INPUT MATERIAL.

* * * * *

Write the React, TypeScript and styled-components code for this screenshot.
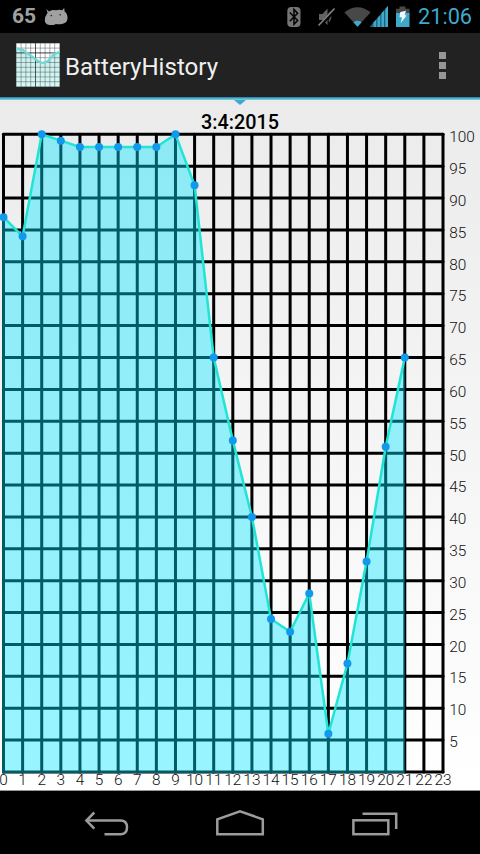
import styled, { createGlobalStyle } from "styled-components";

const colors = {
  holo: "#3fa9cc",
  status: "#a0a0a0",
  dim: "#5b5b5b",
  bar: "#222222",
  nav: "#9c9c9c",
  line: "#1fe4d6",
  dot: "#1199ee",
};

const levels = [87, 84, 100, 99, 98, 98, 98, 98, 98, 100, 92, 65, 52, 40, 24, 22, 28, 6, 17, 33, 51, 65];
const hours = Array.from({ length: 24 }, (_, i) => i);
const steps = Array.from({ length: 21 }, (_, i) => i * 5);

// chart geometry, relative to the top of the chart view
const LEFT = 3.5;
const RIGHT = 443;
const TOP = 34.3;
const BOTTOM = 672;

const toX = (hour: number) => LEFT + (hour * (RIGHT - LEFT)) / 23;
const toY = (level: number) => BOTTOM - (level * (BOTTOM - TOP)) / 100;

export default function App() {
  return (
    <Screen>
      <GlobalStyle />
      <StatusBar>
        <BatteryPercent>65</BatteryPercent>
        <DroidIcon />
        <StatusIcons />
        <Clock>21:06</Clock>
      </StatusBar>
      <ActionBar>
        <AppIcon />
        <AppTitle>BatteryHistory</AppTitle>
        <Overflow>
          <OverflowDot />
          <OverflowDot />
          <OverflowDot />
        </Overflow>
      </ActionBar>
      <TabStrip />
      <Content>
        <TabMarker />
        <ChartTitle>3:4:2015</ChartTitle>
        <BatteryChart />
      </Content>
      <NavBar>
        <NavIcons />
      </NavBar>
    </Screen>
  );
}

function BatteryChart() {
  const points = levels.map((level, hour) => `${toX(hour)},${toY(level)}`).join(" ");
  return (
    <Chart width="480" height="691" viewBox="0 0 480 691">
      <g stroke="#000" strokeWidth="3" strokeLinecap="round">
        {steps.map((level) => (
          <line key={level} x1={LEFT} x2={RIGHT} y1={toY(level)} y2={toY(level)} />
        ))}
        {hours.map((hour) => (
          <line key={hour} x1={toX(hour)} x2={toX(hour)} y1={TOP} y2={BOTTOM} />
        ))}
      </g>
      {steps.slice(1).map((level) => (
        <AxisLabel key={level} x={449.2} y={toY(level) + 6.9 + level / 100}>
          {level}
        </AxisLabel>
      ))}
      {hours.map((hour) => (
        <AxisLabel key={hour} x={toX(hour)} y={684.6} textAnchor="middle">
          {hour}
        </AxisLabel>
      ))}
      <polygon
        points={`${LEFT - 1.5},${BOTTOM + 1} ${LEFT - 1.5},${toY(levels[0])} ${points} ${toX(21)},${BOTTOM + 1}`}
        fill="rgba(0, 230, 255, 0.4)"
      />
      <polyline points={points} fill="none" stroke={colors.line} strokeWidth="2.5" />
      {levels.map((level, hour) => (
        <circle key={hour} cx={toX(hour)} cy={toY(level)} r="4" fill={colors.dot} />
      ))}
    </Chart>
  );
}

function DroidIcon() {
  return (
    <svg width="26" height="33" viewBox="0 0 26 33">
      <path
        d="M2.3 9 L5 11.4 Q8 9.6 12 10.2 Q15.5 9.2 18.2 10.3 L20.2 8 L20.6 11.6 Q23.8 14 23.5 18.6 Q23 23.5 18 23.9 Q14.5 24.5 12 23.9 Q9 25.5 5.4 25 Q1 24.4 .8 20.8 Q.7 16.5 3.6 12.8 Z"
        fill={colors.status}
      />
      <circle cx="7.3" cy="15.6" r=".8" fill="#222" />
      <circle cx="16.2" cy="14.8" r=".8" fill="#222" />
    </svg>
  );
}

function StatusIcons() {
  return (
    <StatusIconRow width="130" height="33" viewBox="284 0 130 33">
      <rect x="287.3" y="7" width="13.2" height="20" rx="4" fill="#757575" />
      <path d="M289.8 12.5 L297.6 20.5 L294 24.2 V9.5 L297.6 13.2 L289.8 21.2" fill="none" stroke="#050505" strokeWidth="1.6" />
      <path d="M319 14 H322.5 L327.5 8.5 V25 L322.5 20 H319 Z" fill="#626262" />
      <path d="M329 12.5 Q332 17 329 21.5" fill="none" stroke="#555" strokeWidth="1.7" />
      <path d="M319.5 26 L335.5 9" stroke="#000" strokeWidth="3.4" />
      <path d="M318.5 25.5 L334.5 8.5" stroke="#858585" strokeWidth="1.6" />
      <path d="M344.3 12.3 Q357.5 2 370.7 12.3 L357.5 26.7 Z" fill="#484848" />
      <path d="M353.4 22.2 Q357.5 19.5 361.6 22.2 L357.5 26.7 Z" fill={colors.holo} />
      <path d="M369.5 27 L388 6 V27 Z" fill="#1f6079" />
      <g fill={colors.holo}>
        <path d="M373.5 27 V22.5 L376.2 19.4 V27 Z" />
        <path d="M377.5 27 V18 L380.2 14.9 V27 Z" />
        <path d="M381.4 27 V13.5 L384 10.5 V27 Z" />
        <path d="M385.3 27 V9 L388 6 V27 Z" />
      </g>
      <path d="M399.5 6.5 H405.5 V8.8 H409.5 V14 H396 V8.8 H399.5 Z" fill="#484848" />
      <rect x="396" y="13" width="13.5" height="14" fill={colors.holo} />
      <path d="M400.3 12 L406 10.8 L404.7 15 L406.5 15.6 L400.7 23.3 L402 17.6 L399.5 17 Z" fill="#eefaff" />
    </StatusIconRow>
  );
}

function AppIcon() {
  const lines = [0, 4.8, 9.6, 14.4, 19.2, 24, 28.8, 33.6, 38.4, 43.2];
  return (
    <svg width="44" height="44" viewBox="0 0 44 44">
      <defs>
        <linearGradient id="iconFill" x1="0" y1="0" x2="0" y2="1">
          <stop offset="0" stopColor="#c9eeec" />
          <stop offset="1" stopColor="#d6f6f4" />
        </linearGradient>
      </defs>
      <rect width="44" height="44" fill="#fff" />
      <path d="M0 5.5 L7 7 L13 11.5 L22 18 L27 20 L32 18 L38 11 L44 9 V44 H0 Z" fill="url(#iconFill)" />
      <g stroke="#384444" strokeOpacity=".55" strokeWidth=".8">
        {lines.map((p) => (
          <path key={p} d={`M${p + 0.3} 0 V44 M0 ${p + 0.3} H44`} />
        ))}
      </g>
      <path d="M19.5 0 V44 M0 9.9 H44" stroke="#222" strokeOpacity=".6" />
      <path d="M0 5.5 L7 7 L13 11.5 L22 18 L27 20 L32 18 L38 11 L44 9" fill="none" stroke="#70d8d5" strokeWidth="2.4" />
    </svg>
  );
}

function NavIcons() {
  return (
    <svg width="480" height="63" viewBox="0 791 480 63" fill="none" stroke={colors.nav} strokeWidth="2.5">
      <path d="M86.5 820.5 H120.5 C125 820.5 127 823.5 127 827.3 C127 831.2 125 834.3 120.5 834.3 H104.5" />
      <path d="M94.3 812.5 L86.4 820.5 L94.3 828.7" />
      <path d="M217.3 834.2 V819.3 L240 811.3 L262.8 819.3 V834.2 Z" />
      <rect x="353.4" y="820.3" width="34.9" height="13.9" />
      <path d="M362.5 813.8 H396.2 V829" />
    </svg>
  );
}

const GlobalStyle = createGlobalStyle`
  * {
    box-sizing: border-box;
  }

  body {
    margin: 0;
    background: #000;
    font-family: Roboto, "Liberation Sans", sans-serif;
  }
`;

const Screen = styled.div`
  width: 480px;
  height: 854px;
  display: flex;
  flex-direction: column;
  overflow: hidden;
  background: #000;

  svg {
    display: block;
    flex-shrink: 0;
  }
`;

const StatusBar = styled.div`
  height: 33px;
  padding: 0 8px 0 12px;
  display: flex;
  align-items: center;
`;

const BatteryPercent = styled.span`
  width: 32px;
  font-size: 21px;
  font-weight: 700;
  line-height: 33px;
  color: ${colors.status};
`;

const StatusIconRow = styled.svg`
  margin-left: auto;
`;

const Clock = styled.span`
  width: 54px;
  margin-left: 4px;
  font-size: 21.7px;
  line-height: 35px;
  white-space: nowrap;
  color: ${colors.holo};
`;

const ActionBar = styled.div`
  height: 64px;
  padding: 0 34px 0 16px;
  display: flex;
  align-items: center;
  background: ${colors.bar};
`;

const AppTitle = styled.h1`
  margin: 3px 0 0 5px;
  font-size: 24.1px;
  font-weight: 400;
  line-height: 30px;
  color: #f0f0f0;
`;

const Overflow = styled.div`
  margin-left: auto;
  display: flex;
  flex-direction: column;
  gap: 3px;
`;

const OverflowDot = styled.span`
  width: 7px;
  height: 7px;
  background: #969696;
`;

const TabStrip = styled.div`
  height: 3px;
  flex-shrink: 0;
  background: linear-gradient(#247c9d, #49b3cf 50%, #8fd0df);
`;

const Content = styled.main`
  position: relative;
  height: 691px;
  flex-shrink: 0;
  border-bottom: 1px solid #999;
  background: linear-gradient(#ebebeb, #ffffff);
`;

const TabMarker = styled.div`
  position: absolute;
  top: 0;
  left: 234px;
  border: 6px solid transparent;
  border-top: 5px solid ${colors.holo};
  border-bottom: 0;
`;

const ChartTitle = styled.h2`
  position: absolute;
  top: 10px;
  left: 0;
  width: 480px;
  margin: 0;
  font-size: 19.8px;
  font-weight: 500;
  line-height: 26px;
  text-align: center;
  color: #000;
`;

const Chart = styled.svg`
  width: 480px;
  height: 691px;
`;

const AxisLabel = styled.text`
  font-size: 15.4px;
  font-weight: 300;
  fill: #111;
`;

const NavBar = styled.nav`
  height: 63px;
  flex-shrink: 0;
  background: #000;
`;
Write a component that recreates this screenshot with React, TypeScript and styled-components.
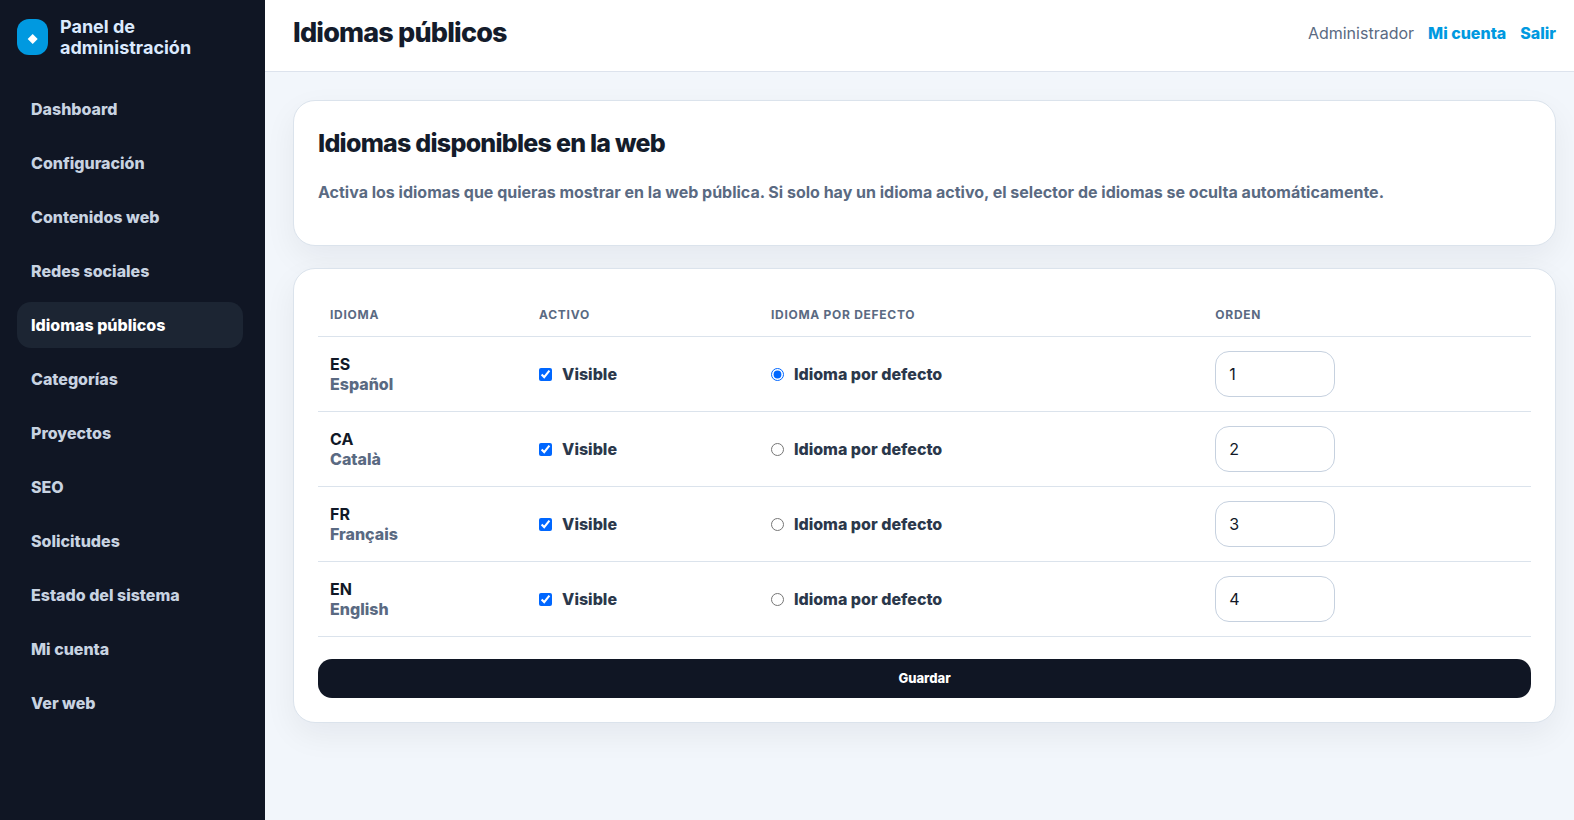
import React, { useState } from "react";
import styled, { createGlobalStyle } from "styled-components";

const GlobalStyle = createGlobalStyle`
  *, *::before, *::after { box-sizing: border-box; }
  body {
    margin: 0;
    background: #f2f6fb;
    color: #111827;
    font-family: Inter, "Liberation Sans", sans-serif;
    font-size: 16px;
    line-height: 20px;
  }
`;

const Shell = styled.div`
  display: grid;
  grid-template-columns: 265px minmax(0, 1fr);
  min-height: 100vh;
`;

const Sidebar = styled.aside`
  padding: 16px 22px 16px 17px;
  background: #101624;
`;

const Brand = styled.div`
  display: flex;
  align-items: center;
  gap: 12px;
  margin-bottom: 28px;
  color: #dbeafe;
  font-size: 18px;
  font-weight: 700;
  line-height: 21px;
`;

const BrandMark = styled.svg`
  flex: none;
  width: 31px;
  height: 36px;
`;

const Nav = styled.nav`
  display: grid;
  gap: 8px;
`;

const NavLink = styled.a<{ $active?: boolean }>`
  padding: 13px 14px;
  border-radius: 14px;
  background: ${(p) => (p.$active ? "#1c2533" : "transparent")};
  color: ${(p) => (p.$active ? "#ffffff" : "#c8d3e1")};
  font-weight: 800;
  text-decoration: none;
`;

const Topbar = styled.header`
  display: flex;
  align-items: center;
  justify-content: space-between;
  padding: 13px 18px 19px 28px;
  border-bottom: 1px solid #dde3ed;
  background: #ffffff;
`;

const PageTitle = styled.h1`
  margin: 0;
  color: #141c2b;
  font-size: 27px;
  font-weight: 800;
  line-height: 39px;
  letter-spacing: -0.03em;
`;

const UserMenu = styled.div`
  display: flex;
  gap: 14px;
  color: #5a6a82;
`;

const UserLink = styled.a`
  color: #0099e0;
  font-weight: 800;
  text-decoration: none;
`;

const Content = styled.main`
  display: grid;
  gap: 22px;
  padding: 28px 18px 28px 28px;
`;

const Card = styled.section`
  padding: 24px;
  border: 1px solid #dbe3ec;
  border-radius: 22px;
  background: #ffffff;
  box-shadow: 0 12px 32px rgba(16, 24, 32, 0.06);
`;

const CardTitle = styled.h2`
  margin: 0 0 20px;
  color: #141c2b;
  font-size: 25px;
  font-weight: 800;
  line-height: 36px;
  letter-spacing: -0.03em;
`;

const Hint = styled.p`
  margin: 0 0 18px;
  color: #5a6a82;
  font-weight: 700;
  line-height: 22px;
`;

const Table = styled.table`
  width: 100%;
  margin-bottom: 22px;
  border-collapse: separate;
  border-spacing: 0;
`;

const HeadCell = styled.th`
  padding: 12px;
  border-bottom: 1px solid #dbe3ec;
  color: #5a6a82;
  font-size: 12px;
  font-weight: 700;
  line-height: 19px;
  letter-spacing: 0.06em;
  text-align: left;
  text-transform: uppercase;
`;

const Cell = styled.td`
  padding: 14px 12px;
  border-bottom: 1px solid #dbe3ec;
`;

const Code = styled.div`
  font-weight: 700;
`;

const Name = styled.div`
  color: #5a6a82;
  font-weight: 800;
`;

const Option = styled.label`
  display: flex;
  align-items: center;
  gap: 10px;
  color: #2b384b;
  font-weight: 800;

  input {
    flex: none;
    width: 13px;
    height: 13px;
    margin: 0;
    accent-color: #0067ff;
  }
`;

const OrderInput = styled.input`
  display: block;
  width: 120px;
  height: 46px;
  padding: 0 13px;
  border: 1px solid #c6d1df;
  border-radius: 14px;
  background: #ffffff;
  color: #111827;
  font: inherit;
`;

const SaveButton = styled.button`
  display: block;
  width: 100%;
  padding: 11px 18px;
  border: 0;
  border-radius: 14px;
  background: #101624;
  color: #ffffff;
  font-family: inherit;
  font-size: 13px;
  font-weight: 800;
  line-height: 17px;
`;

const sections = [
  "Dashboard",
  "Configuración",
  "Contenidos web",
  "Redes sociales",
  "Idiomas públicos",
  "Categorías",
  "Proyectos",
  "SEO",
  "Solicitudes",
  "Estado del sistema",
  "Mi cuenta",
  "Ver web",
];

const languages = [
  { code: "ES", name: "Español" },
  { code: "CA", name: "Català" },
  { code: "FR", name: "Français" },
  { code: "EN", name: "English" },
];

export default function App() {
  const [defaultCode, setDefaultCode] = useState("ES");

  return (
    <>
      <GlobalStyle />
      <Shell>
        <Sidebar>
          <Brand>
            <BrandMark viewBox="0 0 31 36" aria-hidden="true">
              <rect width="31" height="36" rx="12" fill="#0099e0" />
              <path d="M15.7 15 20.7 20 15.7 25 10.7 20Z" fill="#ffffff" />
            </BrandMark>
            <span>Panel de administración</span>
          </Brand>
          <Nav>
            {sections.map((label) => (
              <NavLink key={label} href="#" $active={label === "Idiomas públicos"}>
                {label}
              </NavLink>
            ))}
          </Nav>
        </Sidebar>
        <div>
          <Topbar>
            <PageTitle>Idiomas públicos</PageTitle>
            <UserMenu>
              <span>Administrador</span>
              <UserLink href="#">Mi cuenta</UserLink>
              <UserLink href="#">Salir</UserLink>
            </UserMenu>
          </Topbar>
          <Content>
            <Card>
              <CardTitle>Idiomas disponibles en la web</CardTitle>
              <Hint>
                Activa los idiomas que quieras mostrar en la web pública. Si solo hay un idioma
                activo, el selector de idiomas se oculta automáticamente.
              </Hint>
            </Card>
            <Card as="form" onSubmit={(e: React.FormEvent) => e.preventDefault()}>
              <Table>
                <thead>
                  <tr>
                    <HeadCell scope="col">Idioma</HeadCell>
                    <HeadCell scope="col">Activo</HeadCell>
                    <HeadCell scope="col">Idioma por defecto</HeadCell>
                    <HeadCell scope="col">Orden</HeadCell>
                  </tr>
                </thead>
                <tbody>
                  {languages.map((lang, i) => (
                    <tr key={lang.code}>
                      <Cell>
                        <Code>{lang.code}</Code>
                        <Name>{lang.name}</Name>
                      </Cell>
                      <Cell>
                        <Option>
                          <input type="checkbox" defaultChecked />
                          Visible
                        </Option>
                      </Cell>
                      <Cell>
                        <Option>
                          <input
                            type="radio"
                            name="default"
                            checked={defaultCode === lang.code}
                            onChange={() => setDefaultCode(lang.code)}
                          />
                          Idioma por defecto
                        </Option>
                      </Cell>
                      <Cell>
                        <OrderInput
                          type="number"
                          defaultValue={i + 1}
                          aria-label={`Orden de ${lang.name}`}
                        />
                      </Cell>
                    </tr>
                  ))}
                </tbody>
              </Table>
              <SaveButton type="submit">Guardar</SaveButton>
            </Card>
          </Content>
        </div>
      </Shell>
    </>
  );
}
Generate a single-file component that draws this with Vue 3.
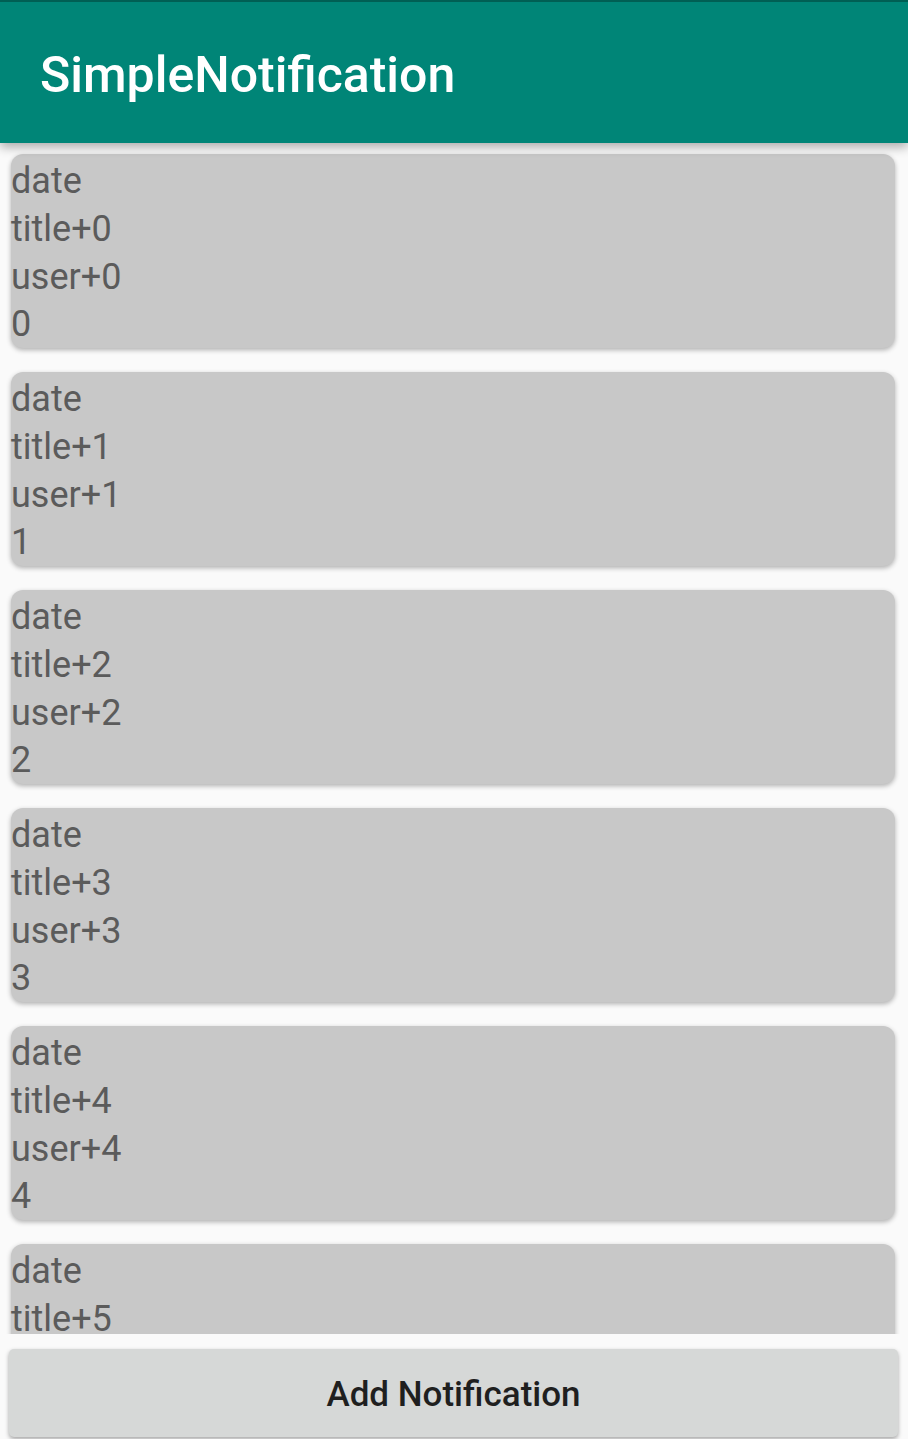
<script setup>
const items = Array.from({ length: 6 }, (_, i) => i)
</script>

<template>
  <div class="screen">
    <header class="bar"><h1>SimpleNotification</h1></header>
    <main class="list">
      <article v-for="n in items" :key="n" class="card">
        <p>date</p>
        <p>title+{{ n }}</p>
        <p>user+{{ n }}</p>
        <p>{{ n }}</p>
      </article>
    </main>
    <footer class="foot"><button type="button">Add Notification</button></footer>
  </div>
</template>

<style>
body { background: #fafafa; }
</style>

<style scoped>
.screen {
  display: flex;
  flex-direction: column;
  height: 100vh;
  overflow: hidden;
  background: #fafafa;
  font-family: Roboto, "Liberation Sans", sans-serif;
}
.bar {
  position: relative;
  flex: none;
  padding: 43px 40px 37px;
  border-top: 2px solid #005f54;
  background: #008577;
  box-shadow: 0 4px 10px rgba(0, 0, 0, 0.32);
  z-index: 1;
}
h1 {
  margin: 0;
  color: #fff;
  font-size: 50px;
  font-weight: 500;
  line-height: 61px;
}
.list {
  display: flex;
  flex: 1;
  flex-direction: column;
  gap: 24px;
  min-height: 0;
  overflow-y: auto;
  padding: 11px 13px 12px 11px;
  scrollbar-width: none;
}
.card {
  flex: none;
  padding-top: 3px;
  border-radius: 12px;
  background: #c8c8c8;
  box-shadow: 0 2px 5px rgba(0, 0, 0, 0.3);
}
p {
  margin: 0;
  color: #5b5b5b;
  font-size: 36px;
  line-height: 48px;
}
p:last-child {
  line-height: 47px;
}
.foot {
  flex: none;
  padding: 15px 10px 2px 9px;
}
button {
  display: block;
  width: 100%;
  padding: 4px 0 0;
  border: 0;
  border-radius: 5px;
  background: #d6d8d7;
  box-shadow: 0 2px 4px rgba(0, 0, 0, 0.35);
  color: #1f1f1f;
  font: 500 35px/84px Roboto, "Liberation Sans", sans-serif;
}
</style>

* * * * *

DIRECTIONS FOR THIS TASK.
Pull out every line in the data above that has the word "Write".

WORKED SOLUTION.
Write the React, TypeScript and styled-components code for this screenshot.
Write a component that recreates this screenshot with React, TypeScript and styled-components.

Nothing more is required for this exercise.